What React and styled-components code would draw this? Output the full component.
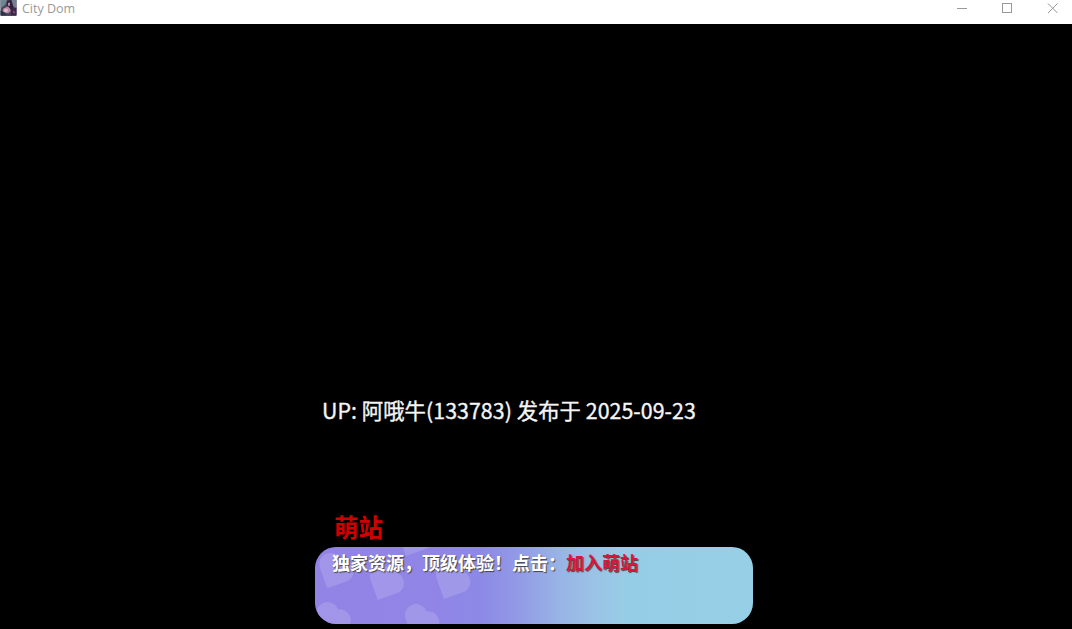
import styled, { createGlobalStyle } from "styled-components";

const hearts = [
  { x: 12.3, y: 41.3 },
  { x: 62.8, y: 53 },
  { x: 129, y: 52 },
  { x: 91, y: 9 },
  { x: 9.5, y: 90.4 },
  { x: 98, y: 92.4 },
];

const Avatar = () => (
  <AppIcon viewBox="0 0 17 17">
    <rect width="17" height="17" fill="#4b4560" />
    <path d="M0 0h7L5 5 0 9z" fill="#6d8790" />
    <path d="M12 0h5v9l-4-3z" fill="#77808f" />
    <path d="M7 1l4-1 2 5 1 4-4 1-3-4z" fill="#30213f" />
    <path d="M8 3h2v3H8z" fill="#c88fa3" />
    <path d="M3 9l5-2 2 2 1 3-3 2-6-1z" fill="#b98ba8" />
    <path d="M5 9l3 1-1 3-4-1z" fill="#e3b8c0" />
    <path d="M0 11l4 2 2 3H0z" fill="#263448" />
    <path d="M11 10l6-2v8h-6z" fill="#3b2546" />
    <path d="M13 11l3 2-2 2z" fill="#88517b" />
  </AppIcon>
);

const App = () => {
  return (
    <Window>
      <GlobalStyle />
      <TitleBar>
        <Avatar />
        <Title>City Dom</Title>
        <Controls viewBox="0 0 120 24">
          <path d="M5 8.5h10M50.500 3.500h9v9h-9z" />
          <path d="M96 3.500l9.500 9.500M105.500 3.500L96 13" shapeRendering="auto" />
        </Controls>
      </TitleBar>
      <Content>
        <Publisher>UP: 阿哦牛(133783) 发布于 2025-09-23</Publisher>
        <SiteName>萌站</SiteName>
        <Banner>
          <Hearts viewBox="0 0 438 77">
            {hearts.map(({ x, y }) => (
              <path
                key={`${x}-${y}`}
                d={`M${x} ${y}l-7.500 -20.500a11.150 11.150 0 0 1 21 -7.500a11.150 11.150 0 0 1 7.500 20.500z`}
              />
            ))}
          </Hearts>
          <Message>
            独家资源，顶级体验！点击：<JoinLink href="#">加入萌站</JoinLink>
          </Message>
        </Banner>
      </Content>
    </Window>
  );
};

const GlobalStyle = createGlobalStyle`
  body {
    margin: 0;
    background: #000;
    overflow: hidden;
  }
  * {
    box-sizing: border-box;
  }
`;

const Window = styled.div`
  display: flex;
  flex-direction: column;
  width: 1072px;
  height: 629px;
  font-family: "Noto Sans CJK SC", sans-serif;
`;

const TitleBar = styled.header`
  display: flex;
  align-items: flex-start;
  height: 24px;
  background: #fff;
`;

const AppIcon = styled.svg`
  width: 17px;
  height: 16px;
`;

const Title = styled.span`
  margin-left: 5px;
  color: #999;
  font: 12.5px/18px "Open Sans", sans-serif;
`;

const Controls = styled.svg`
  width: 120px;
  height: 24px;
  margin-left: auto;
  fill: none;
  stroke: #999;
  shape-rendering: crispEdges;
`;

const Content = styled.main`
  display: flex;
  flex: 1;
  flex-direction: column;
  align-items: flex-start;
  padding: 370px 0 0 315px;
  background: #000;
`;

const Publisher = styled.p`
  margin: 0 0 0 7px;
  color: #f5f5f5;
  font-size: 21.33px;
  letter-spacing: 0.06px;
  line-height: 32px;
  white-space: nowrap;
  -webkit-text-stroke: 0.35px #f5f5f5;
`;

const SiteName = styled.h2`
  margin: 85px 0 0 19px;
  color: #d10000;
  font-size: 24.5px;
  font-weight: 700;
  line-height: 32px;
`;

const Banner = styled.section`
  position: relative;
  width: 438px;
  height: 77px;
  margin-top: 4px;
  padding: 2px 17px;
  border-radius: 21px;
  overflow: hidden;
  background: linear-gradient(
    90deg,
    #9283e5 0%,
    #9085e6 28%,
    #8d89e6 38%,
    #9299e6 46%,
    #98b4e6 56%,
    #9bc3e6 64%,
    #96cde6 71%,
    #96cfe6 100%
  );
`;

const Hearts = styled.svg`
  position: absolute;
  inset: 0;
  width: 438px;
  height: 77px;
  fill: #fff;
  fill-opacity: 0.15;
`;

const Message = styled.p`
  position: relative;
  margin: 0;
  color: #fff;
  font-size: 18px;
  font-weight: 700;
  line-height: 26px;
  white-space: nowrap;
  text-shadow: 1px 1px 1px #444;
`;

const JoinLink = styled.a`
  color: #dc143c;
  text-decoration: none;
`;

export default App;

Stated goal >>
Except for the pictures, print the data above exactly.

Answer >>
What React and styled-components code would draw this? Output the full component.
import styled, { createGlobalStyle } from "styled-components";

const hearts = [
  { x: 12.3, y: 41.3 },
  { x: 62.8, y: 53 },
  { x: 129, y: 52 },
  { x: 91, y: 9 },
  { x: 9.5, y: 90.4 },
  { x: 98, y: 92.4 },
];

const Avatar = () => (
  <AppIcon viewBox="0 0 17 17">
    <rect width="17" height="17" fill="#4b4560" />
    <path d="M0 0h7L5 5 0 9z" fill="#6d8790" />
    <path d="M12 0h5v9l-4-3z" fill="#77808f" />
    <path d="M7 1l4-1 2 5 1 4-4 1-3-4z" fill="#30213f" />
    <path d="M8 3h2v3H8z" fill="#c88fa3" />
    <path d="M3 9l5-2 2 2 1 3-3 2-6-1z" fill="#b98ba8" />
    <path d="M5 9l3 1-1 3-4-1z" fill="#e3b8c0" />
    <path d="M0 11l4 2 2 3H0z" fill="#263448" />
    <path d="M11 10l6-2v8h-6z" fill="#3b2546" />
    <path d="M13 11l3 2-2 2z" fill="#88517b" />
  </AppIcon>
);

const App = () => {
  return (
    <Window>
      <GlobalStyle />
      <TitleBar>
        <Avatar />
        <Title>City Dom</Title>
        <Controls viewBox="0 0 120 24">
          <path d="M5 8.5h10M50.500 3.500h9v9h-9z" />
          <path d="M96 3.500l9.500 9.500M105.500 3.500L96 13" shapeRendering="auto" />
        </Controls>
      </TitleBar>
      <Content>
        <Publisher>UP: 阿哦牛(133783) 发布于 2025-09-23</Publisher>
        <SiteName>萌站</SiteName>
        <Banner>
          <Hearts viewBox="0 0 438 77">
            {hearts.map(({ x, y }) => (
              <path
                key={`${x}-${y}`}
                d={`M${x} ${y}l-7.500 -20.500a11.150 11.150 0 0 1 21 -7.500a11.150 11.150 0 0 1 7.500 20.500z`}
              />
            ))}
          </Hearts>
          <Message>
            独家资源，顶级体验！点击：<JoinLink href="#">加入萌站</JoinLink>
          </Message>
        </Banner>
      </Content>
    </Window>
  );
};

const GlobalStyle = createGlobalStyle`
  body {
    margin: 0;
    background: #000;
    overflow: hidden;
  }
  * {
    box-sizing: border-box;
  }
`;

const Window = styled.div`
  display: flex;
  flex-direction: column;
  width: 1072px;
  height: 629px;
  font-family: "Noto Sans CJK SC", sans-serif;
`;

const TitleBar = styled.header`
  display: flex;
  align-items: flex-start;
  height: 24px;
  background: #fff;
`;

const AppIcon = styled.svg`
  width: 17px;
  height: 16px;
`;

const Title = styled.span`
  margin-left: 5px;
  color: #999;
  font: 12.5px/18px "Open Sans", sans-serif;
`;

const Controls = styled.svg`
  width: 120px;
  height: 24px;
  margin-left: auto;
  fill: none;
  stroke: #999;
  shape-rendering: crispEdges;
`;

const Content = styled.main`
  display: flex;
  flex: 1;
  flex-direction: column;
  align-items: flex-start;
  padding: 370px 0 0 315px;
  background: #000;
`;

const Publisher = styled.p`
  margin: 0 0 0 7px;
  color: #f5f5f5;
  font-size: 21.33px;
  letter-spacing: 0.06px;
  line-height: 32px;
  white-space: nowrap;
  -webkit-text-stroke: 0.35px #f5f5f5;
`;

const SiteName = styled.h2`
  margin: 85px 0 0 19px;
  color: #d10000;
  font-size: 24.5px;
  font-weight: 700;
  line-height: 32px;
`;

const Banner = styled.section`
  position: relative;
  width: 438px;
  height: 77px;
  margin-top: 4px;
  padding: 2px 17px;
  border-radius: 21px;
  overflow: hidden;
  background: linear-gradient(
    90deg,
    #9283e5 0%,
    #9085e6 28%,
    #8d89e6 38%,
    #9299e6 46%,
    #98b4e6 56%,
    #9bc3e6 64%,
    #96cde6 71%,
    #96cfe6 100%
  );
`;

const Hearts = styled.svg`
  position: absolute;
  inset: 0;
  width: 438px;
  height: 77px;
  fill: #fff;
  fill-opacity: 0.15;
`;

const Message = styled.p`
  position: relative;
  margin: 0;
  color: #fff;
  font-size: 18px;
  font-weight: 700;
  line-height: 26px;
  white-space: nowrap;
  text-shadow: 1px 1px 1px #444;
`;

const JoinLink = styled.a`
  color: #dc143c;
  text-decoration: none;
`;

export default App;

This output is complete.